I’d like to thank Stuart, Mhairi, Al for their patience and experience. I’d also like to thank all the members of the ColGlen Archeology Group.

MACKIRDY, PETER MACKAY, Lieutenant.-Commander. R.N.Y.R Anson Battalion Royal Naval Division, twin son of Robert MacKirdv of Greenock and Glasgow, Sugar Broker, by his wife, Elizabeth, daughter of Peter Mackay born Greenock 1 Sept. 1888; educated Collegiate School, Greenock ; was an Engineer ; Sub-Lieutenant., R.N.V.R.. 17 Julv. 1910; Lieutenant. 10 April. 1913, and Lieutenant-Commander, 10 April. 1913; died of wounds received in action at the Dardanelles, 29 May 1915.

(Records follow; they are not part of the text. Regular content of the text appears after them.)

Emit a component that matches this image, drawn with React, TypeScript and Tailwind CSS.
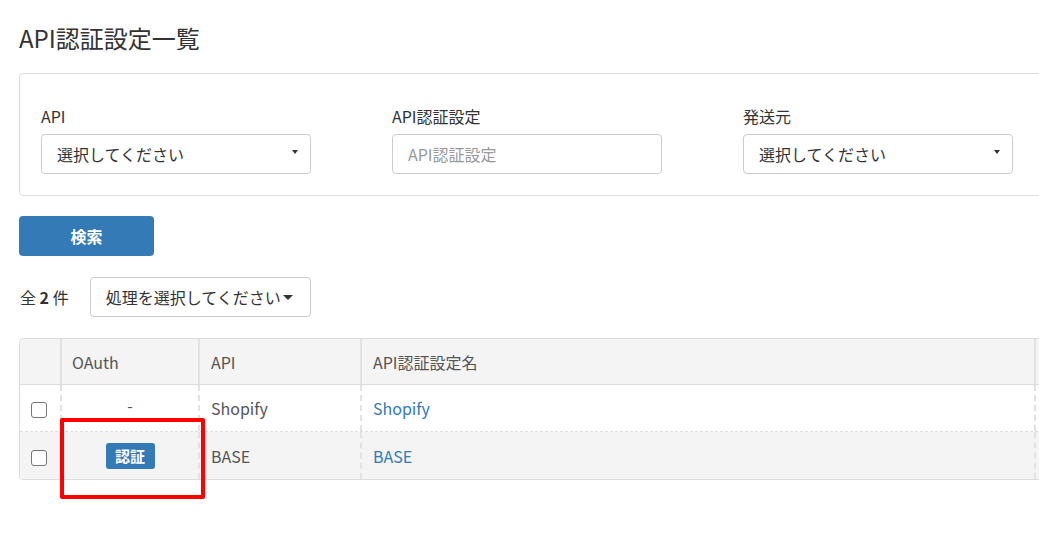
const font = { fontFamily: '"Noto Sans CJK JP", "Noto Sans", sans-serif' };

function Field({ label, kind }: { label: string; kind: "select" | "input" }) {
  return (
    <div className="w-[351px] shrink-0">
      <div className="text-[16px] leading-[24px] text-[#333]">{label}</div>
      <div className="mt-[6px] w-[270px] h-[40px] border border-[#ccc] rounded-[4px] bg-white flex items-center pl-[15px] pr-[12px] text-[16px]">
        {kind === "select" ? (
          <>
            <span className="flex-1 text-[#333]">選択してください</span>
            <span className="mb-[5px] inline-block w-0 h-0 border-l-[3px] border-r-[3px] border-t-[4px] border-l-transparent border-r-transparent border-t-[#333]" />
          </>
        ) : (
          <span className="text-[#999]">{label}</span>
        )}
      </div>
    </div>
  );
}

function Checkbox() {
  return <span className="block w-[16px] h-[16px] border border-[#767676] rounded-[3px] bg-white" />;
}

export default function App() {
  return (
    <div className="relative w-full h-[546px] overflow-hidden bg-white text-[#333]" style={font}>
      {/* Title */}
      <h1 className="ml-[19px] mt-[20px] text-[24px] leading-[36px] text-[#333] font-normal">API認証設定一覧</h1>

      {/* Filter panel */}
      <div className="ml-[19px] mt-[17px] w-[1100px] border border-[#ddd] rounded-[4px] pl-[21px] pt-[30px] pb-[21px] flex">
        <Field label="API" kind="select" />
        <Field label="API認証設定" kind="input" />
        <Field label="発送元" kind="select" />
      </div>

      {/* Search */}
      <button className="ml-[19px] mt-[20px] w-[135px] h-[40px] rounded-[4px] bg-[#337ab7] text-white text-[16px] font-bold flex items-center justify-center">
        検索
      </button>

      {/* Count + bulk action */}
      <div className="ml-[20px] mt-[21px] flex items-center">
        <span className="text-[16px] text-[#333]">
          全 <b>2</b> 件
        </span>
        <div className="ml-[21px] w-[221px] h-[40px] border border-[#ccc] rounded-[4px] flex items-center pl-[15px] text-[16px] text-[#333]">
          処理を選択してください
          <span className="ml-[2px] mt-[1px] inline-block w-0 h-0 border-l-[5px] border-r-[5px] border-t-[5px] border-l-transparent border-r-transparent border-t-[#333]" />
        </div>
      </div>

      {/* Table */}
      <div className="ml-[19px] mt-[21px] w-[1100px] border border-[#ddd] rounded-[4px] overflow-hidden text-[16px] text-[#555]">
        <div className="flex h-[46px] bg-[#f4f4f4] border-b border-[#ddd]">
          <div className="w-[42px] border-r-2 border-[#e2e2e2]" />
          <div className="w-[138px] border-r-2 border-[#e2e2e2] flex items-center px-[10px]">OAuth</div>
          <div className="w-[162px] border-r-2 border-[#e2e2e2] flex items-center px-[11px]">API</div>
          <div className="w-[674px] border-r-2 border-[#e2e2e2] flex items-center px-[11px]">API認証設定名</div>
          <div className="flex-1" />
        </div>
        <div className="flex h-[47px] bg-white border-b border-dashed border-[#ddd]">
          <div className="w-[42px] border-r-2 border-dashed border-[#e2e2e2] flex items-center pl-[11px] pt-[4px]">
            <Checkbox />
          </div>
          <div className="w-[138px] border-r-2 border-dashed border-[#e2e2e2] flex items-center justify-center pb-[6px]">-</div>
          <div className="w-[162px] border-r-2 border-dashed border-[#e2e2e2] flex items-center px-[11px]">Shopify</div>
          <div className="w-[674px] border-r-2 border-dashed border-[#e2e2e2] flex items-center px-[11px] text-[#337ab7]">Shopify</div>
          <div className="flex-1" />
        </div>
        <div className="flex h-[47px] bg-[#f4f4f4]">
          <div className="w-[42px] border-r-2 border-dashed border-[#e2e2e2] flex items-center pl-[11px] pt-[4px]">
            <Checkbox />
          </div>
          <div className="w-[138px] border-r-2 border-dashed border-[#e2e2e2] flex items-center justify-center">
            <button className="w-[49px] h-[26px] rounded-[3px] bg-[#337ab7] text-white text-[15px] font-bold leading-none flex items-center justify-center">
              認証
            </button>
          </div>
          <div className="w-[162px] border-r-2 border-dashed border-[#e2e2e2] flex items-center px-[11px]">BASE</div>
          <div className="w-[674px] border-r-2 border-dashed border-[#e2e2e2] flex items-center px-[11px] text-[#337ab7]">BASE</div>
          <div className="flex-1" />
        </div>
      </div>

      {/* Annotation highlight */}
      <div className="absolute left-[60px] top-[418px] w-[145px] h-[81px] border-[4px] border-[#ff0000] rounded-[2px]" />
    </div>
  );
}
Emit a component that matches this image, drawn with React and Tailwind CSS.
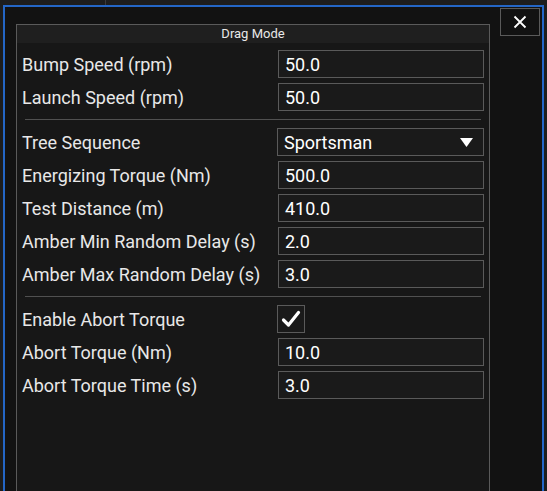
import React from 'react'

const Field = ({ label, value }) => (
  <div className="flex h-[28px] items-center">
    <span className="w-[261px] pl-[5px] text-[18px] text-[#e8e8e8]">{label}</span>
    <div className="flex h-[28px] w-[206px] items-center border border-[#5a5a5a] bg-[#1a1a1a] px-[6px] text-[18px] text-white">
      {value}
    </div>
  </div>
)

const Select = ({ label, value }) => (
  <div className="flex h-[28px] items-center">
    <span className="w-[260px] pl-[5px] text-[18px] text-[#e8e8e8]">{label}</span>
    <div className="flex h-[28px] w-[207px] items-center justify-between border border-[#5a5a5a] bg-[#1a1a1a] px-[6px] text-[18px] text-white">
      {value}
      <svg width="13" height="9" viewBox="0 0 13 9" className="mr-[4px]">
        <polygon points="0,0 13,0 6.5,9" fill="#ffffff" />
      </svg>
    </div>
  </div>
)

const Check = ({ label, checked }) => (
  <div className="flex h-[28px] items-center">
    <span className="w-[260px] pl-[5px] text-[18px] text-[#e8e8e8]">{label}</span>
    <div className="flex h-[28px] w-[28px] items-center justify-center border border-[#5a5a5a] bg-[#1a1a1a]">
      {checked && (
        <svg width="20" height="18" viewBox="0 0 20 18">
          <path d="M2.5 10 L7.5 15 L17.5 2.5" fill="none" stroke="#ffffff" strokeWidth="3.2" strokeLinecap="round" strokeLinejoin="round" />
        </svg>
      )}
    </div>
  </div>
)

const Divider = () => <div className="my-[8px] ml-[8px] h-px w-[456px] bg-[#505050]" />

export default function App() {
  return (
    <div className="relative h-[491px] w-[547px] overflow-hidden bg-[#1d1d1d] pl-[3px] pr-[3px] pt-[5px]" style={{ fontFamily: 'Roboto, "Noto Sans", sans-serif' }}>
      {/* background window bits */}
      <div className="absolute left-[105px] top-0 h-[5px] w-px bg-[#3a3a3a]" />

      <div className="relative h-[500px] border-2 border-[#2466c6] bg-[#121212] pl-[11px] pt-[17px]">
        <button className="absolute right-[2px] top-[1px] flex h-[28px] w-[40px] items-center justify-center border border-[#5a5a5a] bg-[#121212]">
          <svg width="14" height="14" viewBox="0 0 14 14">
            <path d="M1.5 1.5 L12.5 12.5 M12.5 1.5 L1.5 12.5" stroke="#ffffff" strokeWidth="1.8" />
          </svg>
        </button>

        <div className="h-[480px] w-[474px] border border-[#5a5a5a] bg-[#171717]">
          <div className="flex h-[18px] items-center justify-center bg-[#1f1f1f] text-[13px] text-[#e8e8e8]">Drag Mode</div>

          <div className="flex flex-col gap-[5px] pt-[7px]">
            <Field label="Bump Speed (rpm)" value="50.0" />
            <Field label="Launch Speed (rpm)" value="50.0" />
          </div>
          <Divider />
          <div className="flex flex-col gap-[5px]">
            <Select label="Tree Sequence" value="Sportsman" />
            <Field label="Energizing Torque (Nm)" value="500.0" />
            <Field label="Test Distance (m)" value="410.0" />
            <Field label="Amber Min Random Delay (s)" value="2.0" />
            <Field label="Amber Max Random Delay (s)" value="3.0" />
          </div>
          <Divider />
          <div className="flex flex-col gap-[5px]">
            <Check label="Enable Abort Torque" checked />
            <Field label="Abort Torque (Nm)" value="10.0" />
            <Field label="Abort Torque Time (s)" value="3.0" />
          </div>
        </div>
      </div>
    </div>
  )
}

MACKIRDY, ROBERT FINGLAND, Captain, 5th Battalion. Argyll and ’Sutherland Highlanders (T.F.). twin son of Robert MacKirdv, of Greenock and Glasgow, Sugar Broker, by his wife, Elizabeth, daughter of Peter Mackay of Greenock: born Greenock. 1 Sept. 1888; educated Collegiate School. Greenock, and was a Commission Agent; joined the 5th Argyll and Sutherland Highlander (T.F ) 22 March, 1907; became 2nd Lieutenant. 23 March. 1908; Lieutenant 20 Jan 1912 and Captain 1 Nov. 1914; volunteered for Imperial service on the outbreak of war; left for Southampton ; went to the Dardanelles, 3 June. 1915, and was killed in action there while fighting at Achi Baba, 12 July, 1915.

Todd Ferguson, resident of Colintraive and member of the ColGlen Archaeology Group.